_Exercise_
Work through the following lines and count those that hold the word "this". Reply with that number only.

_Dataset_
__________________________________________________
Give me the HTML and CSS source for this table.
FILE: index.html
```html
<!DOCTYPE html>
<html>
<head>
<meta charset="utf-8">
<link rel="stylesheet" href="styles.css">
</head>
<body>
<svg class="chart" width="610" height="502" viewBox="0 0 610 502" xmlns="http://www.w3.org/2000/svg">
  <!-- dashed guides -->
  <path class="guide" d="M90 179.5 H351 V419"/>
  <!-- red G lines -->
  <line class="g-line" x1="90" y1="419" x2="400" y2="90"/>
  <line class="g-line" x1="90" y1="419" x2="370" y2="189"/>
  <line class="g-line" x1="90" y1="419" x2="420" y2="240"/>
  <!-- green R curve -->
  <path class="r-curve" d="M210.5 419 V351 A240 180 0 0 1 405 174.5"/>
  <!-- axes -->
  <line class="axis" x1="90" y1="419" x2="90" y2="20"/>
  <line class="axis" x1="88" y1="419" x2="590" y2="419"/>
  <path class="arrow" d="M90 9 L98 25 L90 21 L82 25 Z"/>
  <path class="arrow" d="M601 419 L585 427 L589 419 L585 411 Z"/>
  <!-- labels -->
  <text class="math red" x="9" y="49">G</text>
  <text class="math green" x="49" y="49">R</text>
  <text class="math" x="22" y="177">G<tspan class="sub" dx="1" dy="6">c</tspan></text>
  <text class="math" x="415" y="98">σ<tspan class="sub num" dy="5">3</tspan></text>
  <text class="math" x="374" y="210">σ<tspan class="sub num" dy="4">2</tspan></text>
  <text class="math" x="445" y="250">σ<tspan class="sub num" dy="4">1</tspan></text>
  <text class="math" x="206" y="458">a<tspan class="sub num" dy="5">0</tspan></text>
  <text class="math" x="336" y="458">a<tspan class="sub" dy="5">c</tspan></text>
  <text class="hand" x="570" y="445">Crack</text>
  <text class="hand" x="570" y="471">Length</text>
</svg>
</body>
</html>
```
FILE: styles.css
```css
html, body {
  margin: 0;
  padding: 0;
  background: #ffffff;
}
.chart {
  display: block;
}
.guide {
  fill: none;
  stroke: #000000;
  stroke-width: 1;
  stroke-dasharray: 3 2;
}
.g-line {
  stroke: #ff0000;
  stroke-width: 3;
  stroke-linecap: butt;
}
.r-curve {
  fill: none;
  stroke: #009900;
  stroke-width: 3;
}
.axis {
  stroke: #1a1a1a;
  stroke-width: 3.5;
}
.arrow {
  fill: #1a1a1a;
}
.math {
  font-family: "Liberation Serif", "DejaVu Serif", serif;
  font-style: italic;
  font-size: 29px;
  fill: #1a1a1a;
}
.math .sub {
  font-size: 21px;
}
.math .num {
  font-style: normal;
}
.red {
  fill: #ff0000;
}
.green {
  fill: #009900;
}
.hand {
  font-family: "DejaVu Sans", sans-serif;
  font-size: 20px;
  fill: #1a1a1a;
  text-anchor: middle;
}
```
__________________________________________________
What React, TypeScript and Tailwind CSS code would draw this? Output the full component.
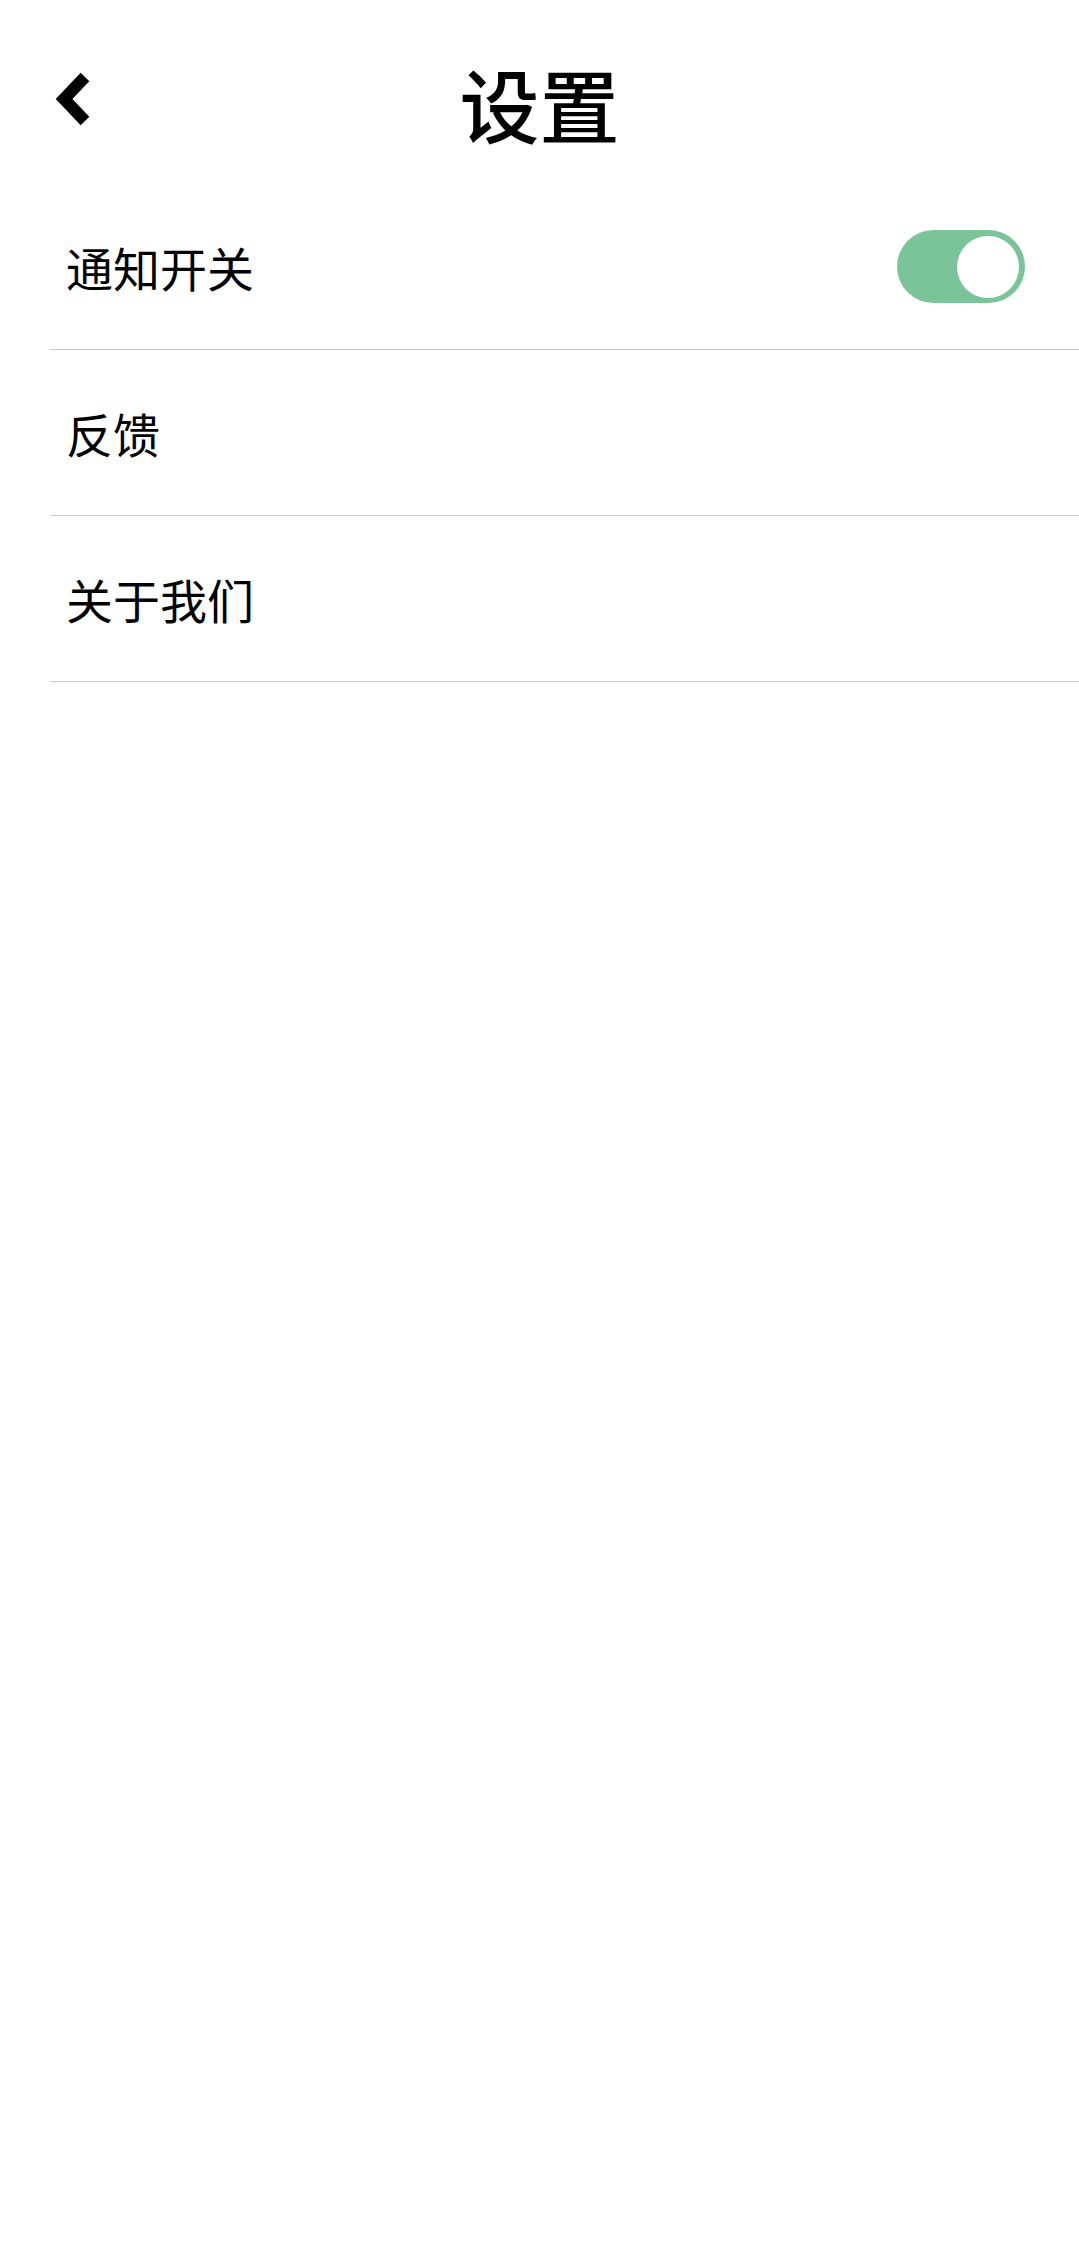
__________________________________________________
_Result_
2